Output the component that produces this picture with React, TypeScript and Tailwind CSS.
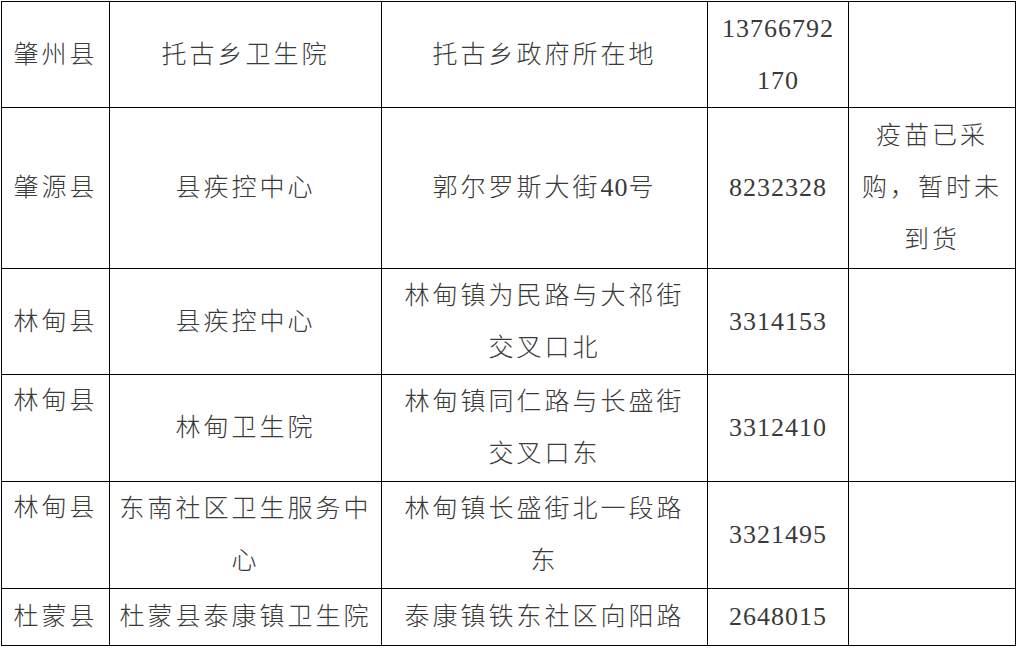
import type { ReactNode } from 'react';

type Cell = { text: ReactNode; top?: boolean };

interface Row {
  height: string;
  cells: Cell[];
}

const num = (s: string) => <span className="text-[26px] tracking-[1px] break-all">{s}</span>;

const rows: Row[] = [
  {
    height: 'h-[106px]',
    cells: [
      { text: '肇州县' },
      { text: '托古乡卫生院' },
      { text: '托古乡政府所在地' },
      { text: num('13766792170') },
      { text: '' },
    ],
  },
  {
    height: 'h-[161px]',
    cells: [
      { text: '肇源县' },
      { text: '县疾控中心' },
      { text: <>郭尔罗斯大街{num('40')}号</> },
      { text: num('8232328') },
      { text: '疫苗已采购，暂时未到货' },
    ],
  },
  {
    height: 'h-[106px]',
    cells: [
      { text: '林甸县' },
      { text: '县疾控中心' },
      { text: '林甸镇为民路与大祁街交叉口北' },
      { text: num('3314153') },
      { text: '' },
    ],
  },
  {
    height: 'h-[107px]',
    cells: [
      { text: '林甸县', top: true },
      { text: '林甸卫生院' },
      { text: '林甸镇同仁路与长盛街交叉口东' },
      { text: num('3312410') },
      { text: '' },
    ],
  },
  {
    height: 'h-[107px]',
    cells: [
      { text: '林甸县', top: true },
      { text: '东南社区卫生服务中心' },
      { text: '林甸镇长盛街北一段路东' },
      { text: num('3321495') },
      { text: '' },
    ],
  },
  {
    height: 'h-[57px]',
    cells: [
      { text: '杜蒙县' },
      { text: '杜蒙县泰康镇卫生院' },
      { text: '泰康镇铁东社区向阳路' },
      { text: num('2648015') },
      { text: '' },
    ],
  },
];

// horizontal padding per column, tuned so lines wrap where the source wraps
const pad = ['px-1', 'px-1', 'px-3', 'px-[10px]', 'px-2'];

export default function App() {
  return (
    <div className="min-h-screen bg-white pl-px pt-px">
      <table
        className="table-fixed border-collapse text-[#3a3a3a] font-light text-[25px] tracking-[3px] leading-[52px] text-center"
        style={{ fontFamily: '"Liberation Serif", "Noto Sans CJK SC", serif', width: 1015 }}
      >
        <colgroup>
          <col className="w-[108px]" />
          <col className="w-[272px]" />
          <col className="w-[326px]" />
          <col className="w-[141px]" />
          <col className="w-[167px]" />
        </colgroup>
        <tbody>
          {rows.map((row, i) => (
            <tr key={i} className={row.height}>
              {row.cells.map((c, j) => (
                <td
                  key={j}
                  className={`border-[1.5px] border-black py-0 ${pad[j]} ${c.top ? 'align-top' : 'align-middle'}`}
                >
                  {c.text}
                </td>
              ))}
            </tr>
          ))}
        </tbody>
      </table>
    </div>
  );
}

# [Your instructions]
Look at the listing and set down only the lines from its start through the line with "const num = (s: string)", word for word and without pictures.

# [Finished task]
Output the component that produces this picture with React, TypeScript and Tailwind CSS.
import type { ReactNode } from 'react';

type Cell = { text: ReactNode; top?: boolean };

interface Row {
  height: string;
  cells: Cell[];
}

const num = (s: string) => <span className="text-[26px] tracking-[1px] break-all">{s}</span>;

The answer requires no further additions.